Testosterone therapy in women: Myths and misconceptions

Testosterone therapy in women: Myths and misconceptions

The European Menopause Journal, vol. 895, March 2016.

Rebecca Glaser  and  Constantine Dimitrakakis

URL: http://dx.doi.org/10.1016/j.maturitas.2013.01.003

Abstract.   Although testosterone therapy is being increasingly prescribed for men, there remain many questions and concerns about testosterone (T) and in particular, T therapy in women.
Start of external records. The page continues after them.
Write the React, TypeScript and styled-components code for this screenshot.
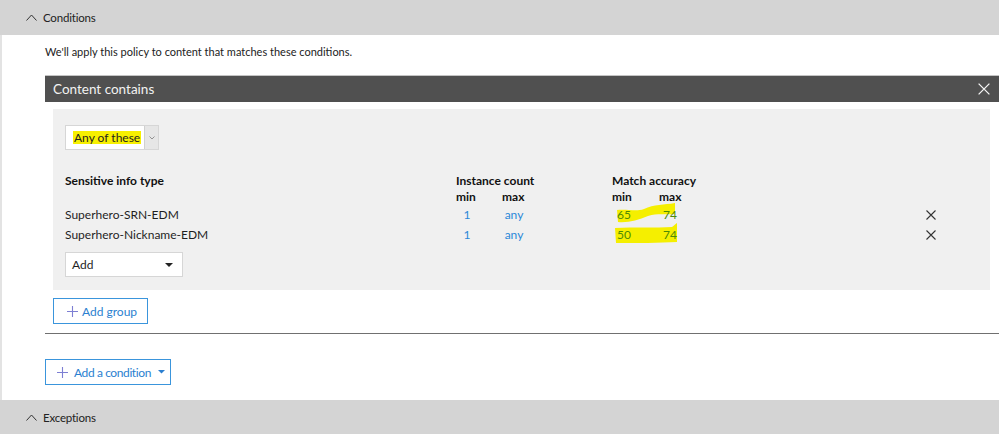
import React from "react";
import styled, { createGlobalStyle } from "styled-components";

const GlobalStyle = createGlobalStyle`
  html, body { margin: 0; padding: 0; background: #ffffff; }
  body { font-family: Lato, "Noto Sans", Arial, sans-serif; color: #1f1f1f; }
  * { box-sizing: border-box; }
  svg { flex-shrink: 0; }
`;

const Page = styled.div`
  width: 999px;
  height: 434px;
  display: flex;
  flex-direction: column;
  overflow: hidden;
  white-space: nowrap;
`;

const SectionHeader = styled.div<{ h: number }>`
  height: ${(p) => p.h}px;
  flex: none;
  background: #d4d4d4;
  display: flex;
  align-items: center;
  padding-left: 26px;
  gap: 6px;
  font-size: 11.5px;
  letter-spacing: -0.2px;
  color: #222;
`;

const Body = styled.div`
  flex: 1;
  border-left: 2px solid #e3e3e3;
  padding: 9px 0 0 43px;
  display: flex;
  flex-direction: column;
`;

const Description = styled.div`
  font-size: 11px;
  line-height: 16px;
  color: #222;
`;

const Card = styled.div`
  margin-top: 15px;
  display: flex;
  flex-direction: column;
`;

const DarkBar = styled.div`
  height: 27px;
  background: #505050;
  border-top: 1px solid #c4c4c4;
  display: flex;
  align-items: center;
  justify-content: space-between;
  padding: 0 9px 0 8px;
  color: #f2f2f2;
  font-size: 13.5px;
`;

const Panel = styled.div`
  margin: 7px 9px 0 8px;
  background: #f0f0f0;
  padding: 16px 12px 13px 12px;
  display: flex;
  flex-direction: column;
`;

const Select = styled.div`
  width: 94px;
  height: 25px;
  display: flex;
  background: #fff;
  border: 1px solid #d6d6d6;
`;

const SelectText = styled.div`
  flex: 1;
  display: flex;
  align-items: center;
  padding-left: 7px;
  font-size: 12px;
`;

const Highlight = styled.span`
  background: #f7f000;
  padding: 0 1px;
  line-height: 13px;
`;

const SelectArrow = styled.div`
  width: 14px;
  background: #e6e6e6;
  border-left: 1px solid #d0d0d0;
  display: flex;
  align-items: center;
  justify-content: center;
`;

const Grid = styled.div`
  margin-top: 23px;
  display: grid;
  grid-template-columns: 391px 46px 110px 47px 267px 12px;
  font-size: 12px;
  line-height: 16px;
  position: relative;
`;

const HeadCell = styled.div<{ span?: number }>`
  font-weight: 700;
  grid-column: span ${(p) => p.span ?? 1};
  color: #111;
`;

const SubHead = styled.div`
  font-weight: 700;
  color: #111;
`;

const Cell = styled.div<{ top: number }>`
  margin-top: ${(p) => p.top}px;
  display: flex;
  align-items: center;
`;

const Value = styled.span<{ w: number; marked?: boolean }>`
  position: relative;
  display: inline-block;
  width: ${(p) => p.w}px;
  text-align: center;
  color: ${(p) => (p.marked ? "#4f8a06" : "#2b88d8")};
`;

const Marker = styled.svg`
  position: absolute;
  pointer-events: none;
`;

const AddSelect = styled.div`
  margin-top: 9px;
  width: 118px;
  height: 25px;
  background: #fff;
  border: 1px solid #d6d6d6;
  display: flex;
  align-items: center;
  justify-content: space-between;
  padding: 0 9px 0 6px;
  font-size: 12px;
`;

const OutlineButton = styled.div<{ w: number; ml: number; mt: number; pl: number }>`
  margin-top: ${(p) => p.mt}px;
  margin-left: ${(p) => p.ml}px;
  width: ${(p) => p.w}px;
  height: 26px;
  border: 1px solid #3a95dc;
  display: flex;
  align-items: center;
  padding-left: ${(p) => p.pl}px;
  color: #2b7fd0;
  font-size: 12px;
`;

const ButtonLabel = styled.span<{ ml: number; mr: number; ls?: number }>`
  margin-left: ${(p) => p.ml}px;
  margin-right: ${(p) => p.mr}px;
  letter-spacing: ${(p) => p.ls ?? 0}px;
`;

const Divider = styled.div`
  margin-top: 9px;
  height: 1px;
  background: #707070;
`;

const Chevron = () => (
  <svg width="11" height="7" viewBox="0 0 11 7">
    <path d="M0.5 6.5 L5.5 1 L10.5 6.5" fill="none" stroke="#333" strokeWidth="1" />
  </svg>
);

const Cross = ({ size, color }: { size: number; color: string }) => (
  <svg width={size} height={size} viewBox="0 0 10 10">
    <path d="M0.5 0.5 L9.5 9.5 M9.5 0.5 L0.5 9.5" stroke={color} strokeWidth="1.1" />
  </svg>
);

const Plus = ({ size }: { size: number }) => (
  <svg width={size} height={size} viewBox="0 0 12 12">
    <path d="M6 0 V12 M0 6 H12" stroke="#7d7fd3" strokeWidth="1.2" />
  </svg>
);

const Caret = () => (
  <svg width="8" height="4" viewBox="0 0 8 4">
    <path d="M0 0 H8 L4 4 Z" fill="#222" />
  </svg>
);

const SmallCaret = () => (
  <svg width="7" height="4" viewBox="0 0 7 4">
    <path d="M0 0 H7 L3.5 3.5 Z" fill="#2b7fd0" />
  </svg>
);

const rows = [
  { name: "Superhero-SRN-EDM", imin: "1", imax: "any", mmin: "65", mmax: "74" },
  { name: "Superhero-Nickname-EDM", imin: "1", imax: "any", mmin: "50", mmax: "74" },
];

export default function App() {
  return (
    <Page>
      <GlobalStyle />
      <SectionHeader h={35}>
        <Chevron />
        <span>Conditions</span>
      </SectionHeader>
      <Body>
        <Description>We'll apply this policy to content that matches these conditions.</Description>
        <Card>
          <DarkBar>
            <span>Content contains</span>
            <Cross size={12} color="#f4f4f4" />
          </DarkBar>
          <Panel>
            <Select>
              <SelectText>
                <Highlight>Any of these</Highlight>
              </SelectText>
              <SelectArrow>
                <svg width="6" height="4" viewBox="0 0 6 4">
                  <path d="M0.5 0.5 L3 3 L5.5 0.5" fill="none" stroke="#888" strokeWidth="0.9" />
                </svg>
              </SelectArrow>
            </Select>
            <Grid>
              <Marker width="70" height="50" viewBox="0 0 70 50" style={{ left: 549, top: 28 }}>
                <path
                  d="M3 9 C14 8 22 11 30 8 C40 3 50 4 61 2 L61 13 C50 14 44 12 34 15 C24 19 14 22 4 21 Z"
                  fill="#f5ef00"
                />
                <path
                  d="M1 27 C20 26 42 27 58 26 C60 25 61 23 63 22 L63 41 C46 42 22 42 2 42 Z"
                  fill="#f5ef00"
                />
              </Marker>
              <HeadCell>Sensitive info type</HeadCell>
              <HeadCell span={2}>Instance count</HeadCell>
              <HeadCell span={2}>Match accuracy</HeadCell>
              <div />
              <div />
              <SubHead>min</SubHead>
              <SubHead>max</SubHead>
              <SubHead>min</SubHead>
              <SubHead>max</SubHead>
              <div />
              {rows.map((r, i) => {
                const t = i === 0 ? 2 : 4;
                return (
                  <React.Fragment key={r.name}>
                    <Cell top={t}>{r.name}</Cell>
                    <Cell top={t}><Value w={22}>{r.imin}</Value></Cell>
                    <Cell top={t}><Value w={24}>{r.imax}</Value></Cell>
                    <Cell top={t}><Value w={24} marked>{r.mmin}</Value></Cell>
                    <Cell top={t}><Value w={22} marked>{r.mmax}</Value></Cell>
                    <Cell top={t}><Cross size={10} color="#333" /></Cell>
                  </React.Fragment>
                );
              })}
            </Grid>
            <AddSelect>
              <span>Add</span>
              <Caret />
            </AddSelect>
          </Panel>
          <OutlineButton w={95} ml={8} mt={8} pl={13}>
            <Plus size={11} />
            <ButtonLabel ml={4} mr={0}>Add group</ButtonLabel>
          </OutlineButton>
          <Divider />
        </Card>
        <OutlineButton w={126} ml={0} mt={25} pl={11}>
          <Plus size={11} />
          <ButtonLabel ml={6} mr={7} ls={-0.4}>Add a condition</ButtonLabel>
          <SmallCaret />
        </OutlineButton>
      </Body>
      <SectionHeader h={34}>
        <Chevron />
        <span>Exceptions</span>
      </SectionHeader>
    </Page>
  );
}
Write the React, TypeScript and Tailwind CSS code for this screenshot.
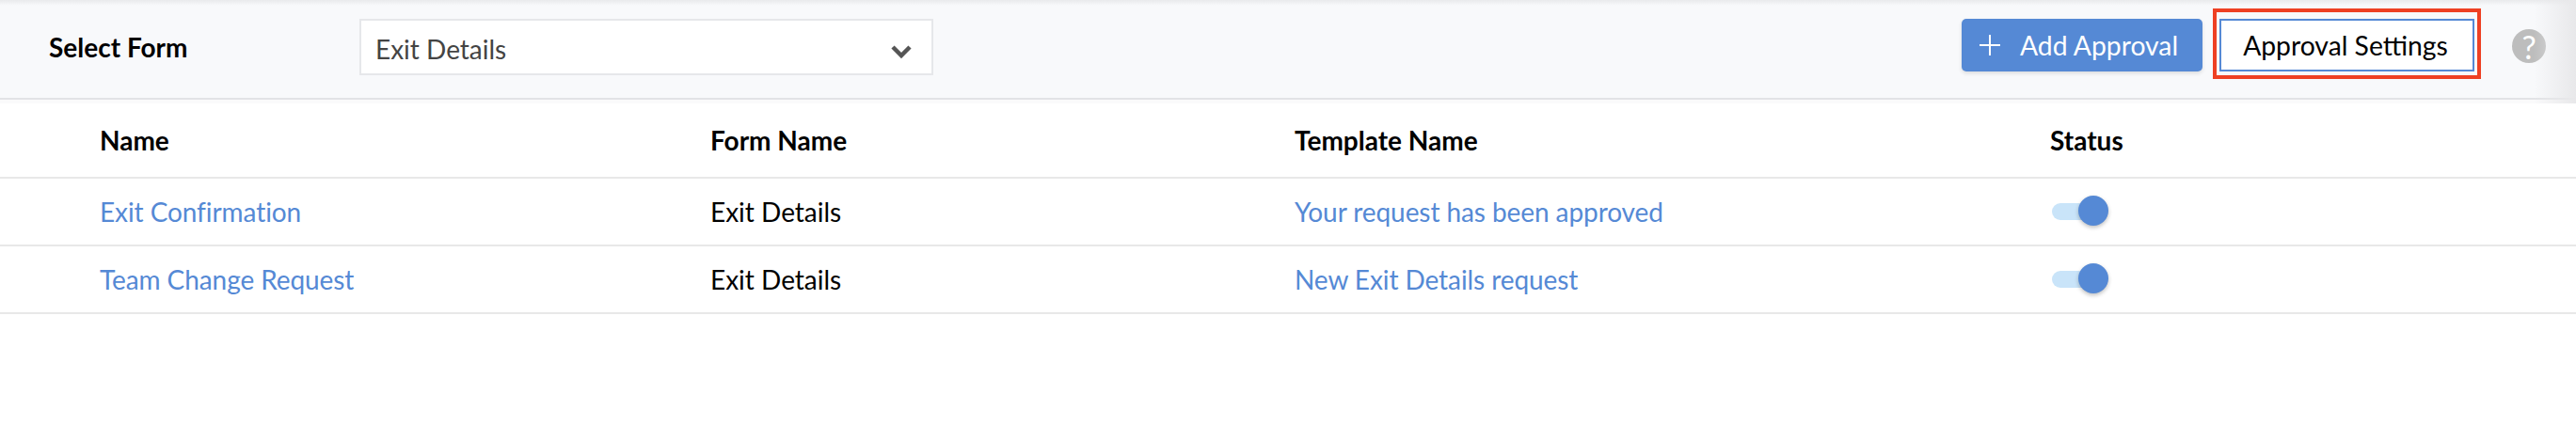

A literature search was performed to elucidate the origin of, and scientific basis behind many of the concerns and assumptions about T and T therapy in women.

This paper refutes 10 common myths and misconceptions, and provides evidence to support what is physiologically plausible and scientifically evident: T is the most abundant biologically active female hormone, T is essential for physical and mental health in women, T is not masculinizing, T does not cause hoarseness, T increases scalp hair growth, T is cardiac protective, parenteral T does not adversely affect the liver or increase clotting factors, T is mood stabilizing and does not increase aggression, T is breast protective, and the safety of T therapy in women is under research and being established.

Abandoning myths, misconceptions and unfounded concerns about T and T therapy in women will enable physicians to provide evidenced based recommendations and appropriate therapy.